--- Start of Given material ---

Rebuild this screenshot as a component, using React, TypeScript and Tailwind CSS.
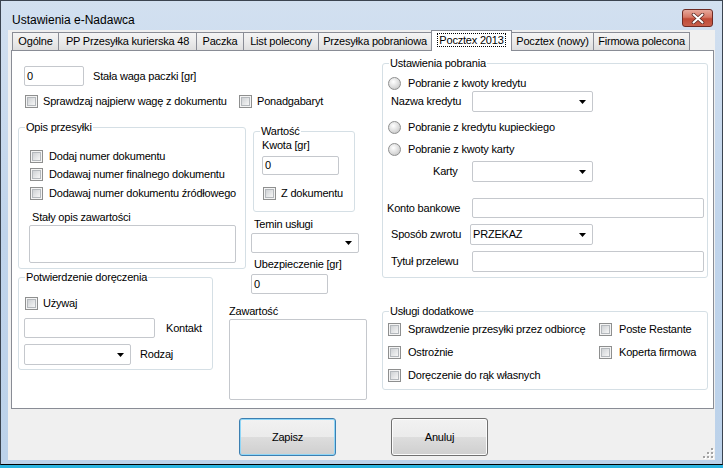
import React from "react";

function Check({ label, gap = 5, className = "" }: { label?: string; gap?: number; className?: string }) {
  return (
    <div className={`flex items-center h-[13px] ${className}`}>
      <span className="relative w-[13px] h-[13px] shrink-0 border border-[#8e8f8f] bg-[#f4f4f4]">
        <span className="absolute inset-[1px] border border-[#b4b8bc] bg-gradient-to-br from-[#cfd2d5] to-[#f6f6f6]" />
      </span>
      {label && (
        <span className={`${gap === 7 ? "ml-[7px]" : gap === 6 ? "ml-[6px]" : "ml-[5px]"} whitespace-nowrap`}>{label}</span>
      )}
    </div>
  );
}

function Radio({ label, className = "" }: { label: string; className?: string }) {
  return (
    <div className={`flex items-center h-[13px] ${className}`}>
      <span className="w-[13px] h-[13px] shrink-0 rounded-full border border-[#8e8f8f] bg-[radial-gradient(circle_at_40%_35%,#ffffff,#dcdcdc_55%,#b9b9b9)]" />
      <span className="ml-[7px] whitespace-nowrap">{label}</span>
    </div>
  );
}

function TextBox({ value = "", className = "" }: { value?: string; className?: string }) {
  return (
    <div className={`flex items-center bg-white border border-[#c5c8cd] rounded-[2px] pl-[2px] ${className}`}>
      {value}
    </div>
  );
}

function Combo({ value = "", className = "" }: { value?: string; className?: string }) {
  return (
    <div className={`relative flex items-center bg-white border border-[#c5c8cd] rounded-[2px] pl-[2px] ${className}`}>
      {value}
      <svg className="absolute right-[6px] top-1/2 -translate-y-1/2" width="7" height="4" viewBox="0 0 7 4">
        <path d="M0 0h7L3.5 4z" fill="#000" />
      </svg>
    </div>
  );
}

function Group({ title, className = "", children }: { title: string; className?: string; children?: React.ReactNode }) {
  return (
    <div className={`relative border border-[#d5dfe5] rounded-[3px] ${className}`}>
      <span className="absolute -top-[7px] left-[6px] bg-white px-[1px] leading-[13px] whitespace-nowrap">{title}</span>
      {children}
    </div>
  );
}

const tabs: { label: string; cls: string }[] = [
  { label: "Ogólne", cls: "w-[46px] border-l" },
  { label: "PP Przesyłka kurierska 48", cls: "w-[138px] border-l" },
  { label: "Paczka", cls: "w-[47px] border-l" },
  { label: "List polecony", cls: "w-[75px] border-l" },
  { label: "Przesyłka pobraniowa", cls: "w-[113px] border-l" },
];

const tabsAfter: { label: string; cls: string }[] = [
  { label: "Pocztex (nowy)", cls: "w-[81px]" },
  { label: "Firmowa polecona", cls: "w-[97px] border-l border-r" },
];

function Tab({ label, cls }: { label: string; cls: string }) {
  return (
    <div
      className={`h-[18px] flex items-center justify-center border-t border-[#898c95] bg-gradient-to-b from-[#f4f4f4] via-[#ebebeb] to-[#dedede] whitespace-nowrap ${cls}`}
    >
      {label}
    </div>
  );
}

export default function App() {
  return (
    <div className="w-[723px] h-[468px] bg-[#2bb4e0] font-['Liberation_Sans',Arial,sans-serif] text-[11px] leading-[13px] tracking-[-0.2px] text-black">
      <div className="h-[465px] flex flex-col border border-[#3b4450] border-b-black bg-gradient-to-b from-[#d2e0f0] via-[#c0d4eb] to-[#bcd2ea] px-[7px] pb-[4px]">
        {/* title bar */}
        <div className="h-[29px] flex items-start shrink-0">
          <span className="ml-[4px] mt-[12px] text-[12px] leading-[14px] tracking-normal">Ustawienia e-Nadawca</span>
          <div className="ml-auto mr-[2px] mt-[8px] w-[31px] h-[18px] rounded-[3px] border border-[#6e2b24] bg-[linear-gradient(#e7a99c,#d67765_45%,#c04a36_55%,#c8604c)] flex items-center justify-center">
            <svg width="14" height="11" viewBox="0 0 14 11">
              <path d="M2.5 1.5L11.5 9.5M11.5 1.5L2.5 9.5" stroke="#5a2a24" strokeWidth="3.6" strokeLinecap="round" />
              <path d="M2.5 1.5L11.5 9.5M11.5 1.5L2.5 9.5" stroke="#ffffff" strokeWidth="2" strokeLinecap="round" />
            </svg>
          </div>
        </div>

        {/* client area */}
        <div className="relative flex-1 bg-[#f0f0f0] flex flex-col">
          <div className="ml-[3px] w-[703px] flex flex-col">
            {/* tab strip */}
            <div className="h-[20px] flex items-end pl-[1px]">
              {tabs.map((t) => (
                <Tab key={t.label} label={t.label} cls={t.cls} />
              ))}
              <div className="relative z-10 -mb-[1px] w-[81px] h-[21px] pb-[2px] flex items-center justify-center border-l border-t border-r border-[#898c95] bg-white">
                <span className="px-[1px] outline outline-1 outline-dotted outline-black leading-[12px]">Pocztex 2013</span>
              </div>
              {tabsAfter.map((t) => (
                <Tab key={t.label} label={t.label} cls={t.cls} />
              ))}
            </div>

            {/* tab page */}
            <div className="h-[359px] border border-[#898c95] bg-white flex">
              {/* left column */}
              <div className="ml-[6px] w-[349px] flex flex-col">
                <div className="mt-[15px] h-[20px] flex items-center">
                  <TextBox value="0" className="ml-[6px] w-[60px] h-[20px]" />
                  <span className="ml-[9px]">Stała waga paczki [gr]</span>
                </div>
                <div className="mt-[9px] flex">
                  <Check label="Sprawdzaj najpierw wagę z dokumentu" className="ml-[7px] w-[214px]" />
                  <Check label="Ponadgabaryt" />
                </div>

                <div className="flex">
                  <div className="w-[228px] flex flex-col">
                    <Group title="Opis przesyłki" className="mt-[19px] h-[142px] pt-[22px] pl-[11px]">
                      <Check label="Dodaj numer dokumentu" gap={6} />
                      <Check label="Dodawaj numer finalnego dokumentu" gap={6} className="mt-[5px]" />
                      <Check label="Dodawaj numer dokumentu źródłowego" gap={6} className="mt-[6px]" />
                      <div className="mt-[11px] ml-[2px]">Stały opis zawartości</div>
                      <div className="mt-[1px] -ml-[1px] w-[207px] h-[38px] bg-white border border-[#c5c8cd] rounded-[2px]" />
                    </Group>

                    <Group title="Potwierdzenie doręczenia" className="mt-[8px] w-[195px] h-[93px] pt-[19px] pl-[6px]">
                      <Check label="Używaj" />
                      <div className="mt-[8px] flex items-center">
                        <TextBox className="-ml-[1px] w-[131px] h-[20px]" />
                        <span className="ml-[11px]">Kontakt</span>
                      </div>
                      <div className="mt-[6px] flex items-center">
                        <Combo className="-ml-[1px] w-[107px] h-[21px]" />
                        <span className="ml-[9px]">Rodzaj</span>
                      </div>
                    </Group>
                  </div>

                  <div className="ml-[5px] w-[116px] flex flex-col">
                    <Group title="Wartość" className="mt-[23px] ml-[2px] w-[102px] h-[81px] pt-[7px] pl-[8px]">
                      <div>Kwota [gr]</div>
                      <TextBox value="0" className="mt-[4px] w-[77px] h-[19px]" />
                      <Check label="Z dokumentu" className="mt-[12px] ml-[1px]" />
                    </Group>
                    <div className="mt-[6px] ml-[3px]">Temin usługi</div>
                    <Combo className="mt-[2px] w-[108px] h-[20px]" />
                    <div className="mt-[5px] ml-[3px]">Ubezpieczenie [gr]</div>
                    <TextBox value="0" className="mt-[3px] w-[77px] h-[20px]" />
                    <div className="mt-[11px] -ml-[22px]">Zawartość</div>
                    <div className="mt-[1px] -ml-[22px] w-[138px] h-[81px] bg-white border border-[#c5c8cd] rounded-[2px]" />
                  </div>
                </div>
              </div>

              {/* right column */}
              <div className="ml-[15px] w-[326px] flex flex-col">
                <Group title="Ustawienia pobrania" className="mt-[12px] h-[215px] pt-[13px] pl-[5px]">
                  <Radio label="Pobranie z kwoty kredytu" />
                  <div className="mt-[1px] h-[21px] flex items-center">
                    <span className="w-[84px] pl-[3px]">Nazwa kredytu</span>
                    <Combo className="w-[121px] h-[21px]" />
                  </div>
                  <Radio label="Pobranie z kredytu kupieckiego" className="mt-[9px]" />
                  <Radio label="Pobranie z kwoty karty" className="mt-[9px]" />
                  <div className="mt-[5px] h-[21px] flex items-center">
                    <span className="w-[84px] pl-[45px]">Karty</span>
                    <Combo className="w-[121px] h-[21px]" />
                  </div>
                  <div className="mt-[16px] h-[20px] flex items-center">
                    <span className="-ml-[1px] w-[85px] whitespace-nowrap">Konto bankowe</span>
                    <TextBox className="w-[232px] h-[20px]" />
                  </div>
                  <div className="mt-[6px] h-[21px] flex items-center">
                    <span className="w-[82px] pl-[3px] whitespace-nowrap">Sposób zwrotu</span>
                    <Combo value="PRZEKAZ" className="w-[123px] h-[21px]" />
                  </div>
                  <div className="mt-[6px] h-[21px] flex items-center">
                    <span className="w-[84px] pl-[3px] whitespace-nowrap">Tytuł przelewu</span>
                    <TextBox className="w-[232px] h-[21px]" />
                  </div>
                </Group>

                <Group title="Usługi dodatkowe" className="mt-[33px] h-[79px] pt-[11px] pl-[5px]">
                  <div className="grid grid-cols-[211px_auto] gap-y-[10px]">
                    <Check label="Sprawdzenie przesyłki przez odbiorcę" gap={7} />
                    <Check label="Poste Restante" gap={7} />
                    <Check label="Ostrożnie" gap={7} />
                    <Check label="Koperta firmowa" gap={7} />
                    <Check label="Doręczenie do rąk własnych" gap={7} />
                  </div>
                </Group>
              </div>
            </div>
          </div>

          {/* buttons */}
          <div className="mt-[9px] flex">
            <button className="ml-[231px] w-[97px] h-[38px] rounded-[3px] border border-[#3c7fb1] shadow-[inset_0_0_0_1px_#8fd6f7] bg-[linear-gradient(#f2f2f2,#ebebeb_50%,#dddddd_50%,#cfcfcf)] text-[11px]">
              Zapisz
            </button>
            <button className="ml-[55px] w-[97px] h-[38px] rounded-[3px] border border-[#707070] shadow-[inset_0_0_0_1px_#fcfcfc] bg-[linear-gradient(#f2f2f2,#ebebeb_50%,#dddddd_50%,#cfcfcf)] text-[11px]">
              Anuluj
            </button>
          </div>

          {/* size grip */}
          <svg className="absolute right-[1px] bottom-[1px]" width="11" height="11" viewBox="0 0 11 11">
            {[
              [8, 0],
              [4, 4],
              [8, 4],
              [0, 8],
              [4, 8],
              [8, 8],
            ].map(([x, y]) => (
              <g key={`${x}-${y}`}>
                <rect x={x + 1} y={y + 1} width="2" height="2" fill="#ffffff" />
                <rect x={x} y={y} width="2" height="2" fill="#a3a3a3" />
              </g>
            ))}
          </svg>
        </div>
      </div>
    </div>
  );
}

--- End of Given material ---

**What to produce**: Begin at the top of the material above and output each line exactly, stopping after the line that holds "import React from". Leave out pictures.

**Exercise result**:
Rebuild this screenshot as a component, using React, TypeScript and Tailwind CSS.
import React from "react";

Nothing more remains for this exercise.